Your task is to copy the listing exactly, with the pictures left out.

* * *

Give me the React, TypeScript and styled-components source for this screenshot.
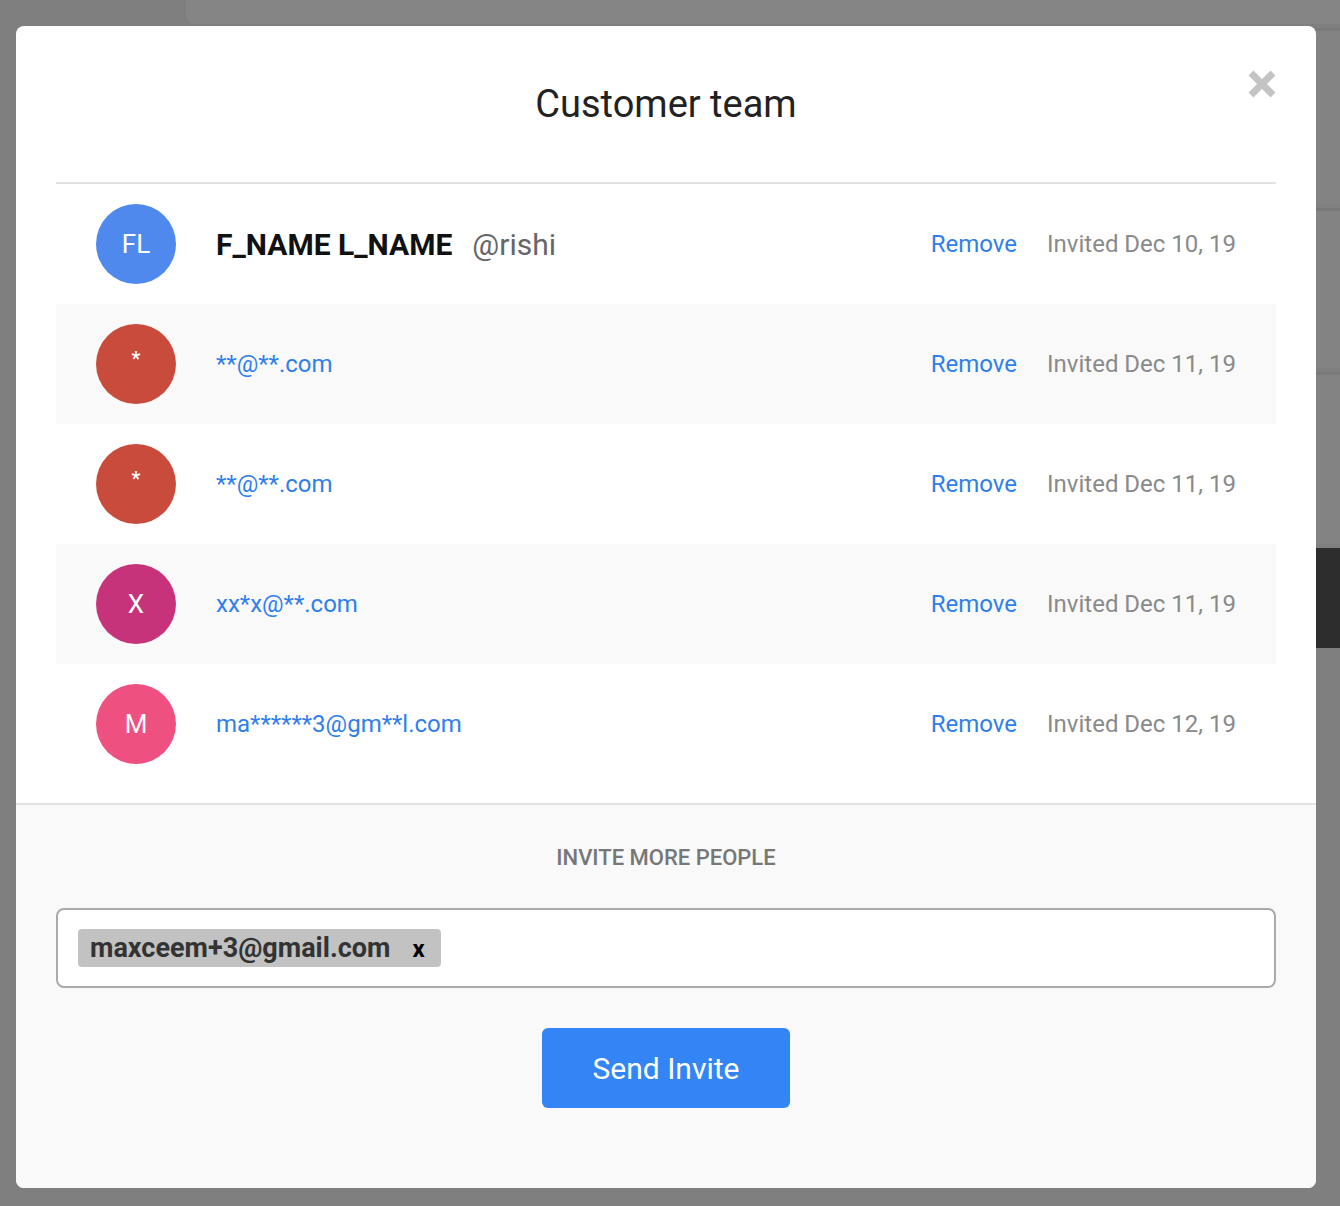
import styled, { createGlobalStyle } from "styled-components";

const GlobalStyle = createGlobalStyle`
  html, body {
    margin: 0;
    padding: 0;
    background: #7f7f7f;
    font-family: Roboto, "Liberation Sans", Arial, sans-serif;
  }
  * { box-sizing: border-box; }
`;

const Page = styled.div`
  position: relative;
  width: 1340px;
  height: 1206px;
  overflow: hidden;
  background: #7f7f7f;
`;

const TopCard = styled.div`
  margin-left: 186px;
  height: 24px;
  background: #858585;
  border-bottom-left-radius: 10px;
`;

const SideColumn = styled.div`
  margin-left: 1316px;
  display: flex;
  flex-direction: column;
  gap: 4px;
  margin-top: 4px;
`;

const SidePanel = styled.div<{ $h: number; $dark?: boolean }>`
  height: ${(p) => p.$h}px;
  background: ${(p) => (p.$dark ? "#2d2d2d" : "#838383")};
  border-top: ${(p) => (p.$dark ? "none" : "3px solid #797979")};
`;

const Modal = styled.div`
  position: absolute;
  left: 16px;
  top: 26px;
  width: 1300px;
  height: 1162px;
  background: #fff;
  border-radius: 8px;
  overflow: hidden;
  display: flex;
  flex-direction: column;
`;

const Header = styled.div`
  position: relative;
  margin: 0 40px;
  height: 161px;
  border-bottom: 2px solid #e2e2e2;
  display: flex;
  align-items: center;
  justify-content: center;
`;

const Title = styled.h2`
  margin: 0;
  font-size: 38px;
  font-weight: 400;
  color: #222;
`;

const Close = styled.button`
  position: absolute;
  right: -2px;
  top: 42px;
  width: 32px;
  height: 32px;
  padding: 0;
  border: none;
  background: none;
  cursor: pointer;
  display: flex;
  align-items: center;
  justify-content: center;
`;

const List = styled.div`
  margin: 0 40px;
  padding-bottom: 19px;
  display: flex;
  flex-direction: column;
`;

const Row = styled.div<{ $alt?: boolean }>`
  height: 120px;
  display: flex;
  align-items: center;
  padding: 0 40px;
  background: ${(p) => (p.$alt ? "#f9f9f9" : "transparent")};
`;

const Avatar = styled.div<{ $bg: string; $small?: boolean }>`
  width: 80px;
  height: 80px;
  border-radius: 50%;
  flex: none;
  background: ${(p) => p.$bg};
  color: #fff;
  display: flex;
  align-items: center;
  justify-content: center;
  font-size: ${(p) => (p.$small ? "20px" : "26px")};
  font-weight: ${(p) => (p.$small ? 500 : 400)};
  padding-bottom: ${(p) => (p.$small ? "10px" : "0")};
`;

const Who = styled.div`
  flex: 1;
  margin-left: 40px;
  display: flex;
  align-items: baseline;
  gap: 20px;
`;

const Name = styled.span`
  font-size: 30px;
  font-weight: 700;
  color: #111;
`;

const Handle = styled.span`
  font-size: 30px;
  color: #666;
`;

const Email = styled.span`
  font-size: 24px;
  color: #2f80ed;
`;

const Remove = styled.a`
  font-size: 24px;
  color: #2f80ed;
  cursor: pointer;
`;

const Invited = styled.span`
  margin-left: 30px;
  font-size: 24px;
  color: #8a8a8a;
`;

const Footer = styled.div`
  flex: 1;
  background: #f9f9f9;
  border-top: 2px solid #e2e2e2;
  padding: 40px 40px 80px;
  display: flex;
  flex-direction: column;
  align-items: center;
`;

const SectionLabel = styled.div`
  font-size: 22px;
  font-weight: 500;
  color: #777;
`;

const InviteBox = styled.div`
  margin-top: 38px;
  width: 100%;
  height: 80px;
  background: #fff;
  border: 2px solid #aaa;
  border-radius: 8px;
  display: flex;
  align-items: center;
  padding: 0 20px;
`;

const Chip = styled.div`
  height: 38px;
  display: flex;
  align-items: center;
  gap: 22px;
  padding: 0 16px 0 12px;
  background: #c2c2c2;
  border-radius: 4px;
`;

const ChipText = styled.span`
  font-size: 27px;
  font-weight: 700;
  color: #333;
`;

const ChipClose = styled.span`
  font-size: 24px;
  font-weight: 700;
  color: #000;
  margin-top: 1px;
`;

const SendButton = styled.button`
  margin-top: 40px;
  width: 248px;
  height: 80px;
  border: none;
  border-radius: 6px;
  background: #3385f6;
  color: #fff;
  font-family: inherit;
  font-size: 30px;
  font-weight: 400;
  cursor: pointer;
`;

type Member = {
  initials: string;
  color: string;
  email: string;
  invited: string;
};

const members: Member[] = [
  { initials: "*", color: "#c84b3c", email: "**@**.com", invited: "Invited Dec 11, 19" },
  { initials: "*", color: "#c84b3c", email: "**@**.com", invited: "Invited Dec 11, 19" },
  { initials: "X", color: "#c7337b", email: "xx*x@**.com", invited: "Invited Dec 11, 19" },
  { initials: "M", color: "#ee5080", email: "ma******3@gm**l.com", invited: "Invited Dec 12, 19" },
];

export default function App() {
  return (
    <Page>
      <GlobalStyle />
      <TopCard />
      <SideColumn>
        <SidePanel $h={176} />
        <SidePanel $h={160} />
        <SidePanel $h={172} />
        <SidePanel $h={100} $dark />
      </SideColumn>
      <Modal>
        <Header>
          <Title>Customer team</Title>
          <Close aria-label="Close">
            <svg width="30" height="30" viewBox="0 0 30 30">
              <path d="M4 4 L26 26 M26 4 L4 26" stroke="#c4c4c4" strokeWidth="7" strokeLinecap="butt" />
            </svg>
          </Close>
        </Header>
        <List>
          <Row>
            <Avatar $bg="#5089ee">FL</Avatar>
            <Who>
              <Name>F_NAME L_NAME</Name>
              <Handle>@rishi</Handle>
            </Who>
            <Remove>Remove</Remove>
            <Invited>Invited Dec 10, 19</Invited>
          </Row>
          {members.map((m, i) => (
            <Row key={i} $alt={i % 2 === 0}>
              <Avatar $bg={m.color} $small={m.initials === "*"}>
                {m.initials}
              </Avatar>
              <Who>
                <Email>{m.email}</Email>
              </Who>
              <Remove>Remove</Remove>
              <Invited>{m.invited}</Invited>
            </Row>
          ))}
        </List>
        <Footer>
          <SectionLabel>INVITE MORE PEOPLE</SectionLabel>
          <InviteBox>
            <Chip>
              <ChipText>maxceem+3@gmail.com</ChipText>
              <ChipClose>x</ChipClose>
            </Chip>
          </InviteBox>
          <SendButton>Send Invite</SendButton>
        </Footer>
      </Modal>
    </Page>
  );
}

* * *

§ **Solution to this task**
Give me the React, TypeScript and styled-components source for this screenshot.
import styled, { createGlobalStyle } from "styled-components";

const GlobalStyle = createGlobalStyle`
  html, body {
    margin: 0;
    padding: 0;
    background: #7f7f7f;
    font-family: Roboto, "Liberation Sans", Arial, sans-serif;
  }
  * { box-sizing: border-box; }
`;

const Page = styled.div`
  position: relative;
  width: 1340px;
  height: 1206px;
  overflow: hidden;
  background: #7f7f7f;
`;

const TopCard = styled.div`
  margin-left: 186px;
  height: 24px;
  background: #858585;
  border-bottom-left-radius: 10px;
`;

const SideColumn = styled.div`
  margin-left: 1316px;
  display: flex;
  flex-direction: column;
  gap: 4px;
  margin-top: 4px;
`;

const SidePanel = styled.div<{ $h: number; $dark?: boolean }>`
  height: ${(p) => p.$h}px;
  background: ${(p) => (p.$dark ? "#2d2d2d" : "#838383")};
  border-top: ${(p) => (p.$dark ? "none" : "3px solid #797979")};
`;

const Modal = styled.div`
  position: absolute;
  left: 16px;
  top: 26px;
  width: 1300px;
  height: 1162px;
  background: #fff;
  border-radius: 8px;
  overflow: hidden;
  display: flex;
  flex-direction: column;
`;

const Header = styled.div`
  position: relative;
  margin: 0 40px;
  height: 161px;
  border-bottom: 2px solid #e2e2e2;
  display: flex;
  align-items: center;
  justify-content: center;
`;

const Title = styled.h2`
  margin: 0;
  font-size: 38px;
  font-weight: 400;
  color: #222;
`;

const Close = styled.button`
  position: absolute;
  right: -2px;
  top: 42px;
  width: 32px;
  height: 32px;
  padding: 0;
  border: none;
  background: none;
  cursor: pointer;
  display: flex;
  align-items: center;
  justify-content: center;
`;

const List = styled.div`
  margin: 0 40px;
  padding-bottom: 19px;
  display: flex;
  flex-direction: column;
`;

const Row = styled.div<{ $alt?: boolean }>`
  height: 120px;
  display: flex;
  align-items: center;
  padding: 0 40px;
  background: ${(p) => (p.$alt ? "#f9f9f9" : "transparent")};
`;

const Avatar = styled.div<{ $bg: string; $small?: boolean }>`
  width: 80px;
  height: 80px;
  border-radius: 50%;
  flex: none;
  background: ${(p) => p.$bg};
  color: #fff;
  display: flex;
  align-items: center;
  justify-content: center;
  font-size: ${(p) => (p.$small ? "20px" : "26px")};
  font-weight: ${(p) => (p.$small ? 500 : 400)};
  padding-bottom: ${(p) => (p.$small ? "10px" : "0")};
`;

const Who = styled.div`
  flex: 1;
  margin-left: 40px;
  display: flex;
  align-items: baseline;
  gap: 20px;
`;

const Name = styled.span`
  font-size: 30px;
  font-weight: 700;
  color: #111;
`;

const Handle = styled.span`
  font-size: 30px;
  color: #666;
`;

const Email = styled.span`
  font-size: 24px;
  color: #2f80ed;
`;

const Remove = styled.a`
  font-size: 24px;
  color: #2f80ed;
  cursor: pointer;
`;

const Invited = styled.span`
  margin-left: 30px;
  font-size: 24px;
  color: #8a8a8a;
`;

const Footer = styled.div`
  flex: 1;
  background: #f9f9f9;
  border-top: 2px solid #e2e2e2;
  padding: 40px 40px 80px;
  display: flex;
  flex-direction: column;
  align-items: center;
`;

const SectionLabel = styled.div`
  font-size: 22px;
  font-weight: 500;
  color: #777;
`;

const InviteBox = styled.div`
  margin-top: 38px;
  width: 100%;
  height: 80px;
  background: #fff;
  border: 2px solid #aaa;
  border-radius: 8px;
  display: flex;
  align-items: center;
  padding: 0 20px;
`;

const Chip = styled.div`
  height: 38px;
  display: flex;
  align-items: center;
  gap: 22px;
  padding: 0 16px 0 12px;
  background: #c2c2c2;
  border-radius: 4px;
`;

const ChipText = styled.span`
  font-size: 27px;
  font-weight: 700;
  color: #333;
`;

const ChipClose = styled.span`
  font-size: 24px;
  font-weight: 700;
  color: #000;
  margin-top: 1px;
`;

const SendButton = styled.button`
  margin-top: 40px;
  width: 248px;
  height: 80px;
  border: none;
  border-radius: 6px;
  background: #3385f6;
  color: #fff;
  font-family: inherit;
  font-size: 30px;
  font-weight: 400;
  cursor: pointer;
`;

type Member = {
  initials: string;
  color: string;
  email: string;
  invited: string;
};

const members: Member[] = [
  { initials: "*", color: "#c84b3c", email: "**@**.com", invited: "Invited Dec 11, 19" },
  { initials: "*", color: "#c84b3c", email: "**@**.com", invited: "Invited Dec 11, 19" },
  { initials: "X", color: "#c7337b", email: "xx*x@**.com", invited: "Invited Dec 11, 19" },
  { initials: "M", color: "#ee5080", email: "ma******3@gm**l.com", invited: "Invited Dec 12, 19" },
];

export default function App() {
  return (
    <Page>
      <GlobalStyle />
      <TopCard />
      <SideColumn>
        <SidePanel $h={176} />
        <SidePanel $h={160} />
        <SidePanel $h={172} />
        <SidePanel $h={100} $dark />
      </SideColumn>
      <Modal>
        <Header>
          <Title>Customer team</Title>
          <Close aria-label="Close">
            <svg width="30" height="30" viewBox="0 0 30 30">
              <path d="M4 4 L26 26 M26 4 L4 26" stroke="#c4c4c4" strokeWidth="7" strokeLinecap="butt" />
            </svg>
          </Close>
        </Header>
        <List>
          <Row>
            <Avatar $bg="#5089ee">FL</Avatar>
            <Who>
              <Name>F_NAME L_NAME</Name>
              <Handle>@rishi</Handle>
            </Who>
            <Remove>Remove</Remove>
            <Invited>Invited Dec 10, 19</Invited>
          </Row>
          {members.map((m, i) => (
            <Row key={i} $alt={i % 2 === 0}>
              <Avatar $bg={m.color} $small={m.initials === "*"}>
                {m.initials}
              </Avatar>
              <Who>
                <Email>{m.email}</Email>
              </Who>
              <Remove>Remove</Remove>
              <Invited>{m.invited}</Invited>
            </Row>
          ))}
        </List>
        <Footer>
          <SectionLabel>INVITE MORE PEOPLE</SectionLabel>
          <InviteBox>
            <Chip>
              <ChipText>maxceem+3@gmail.com</ChipText>
              <ChipClose>x</ChipClose>
            </Chip>
          </InviteBox>
          <SendButton>Send Invite</SendButton>
        </Footer>
      </Modal>
    </Page>
  );
}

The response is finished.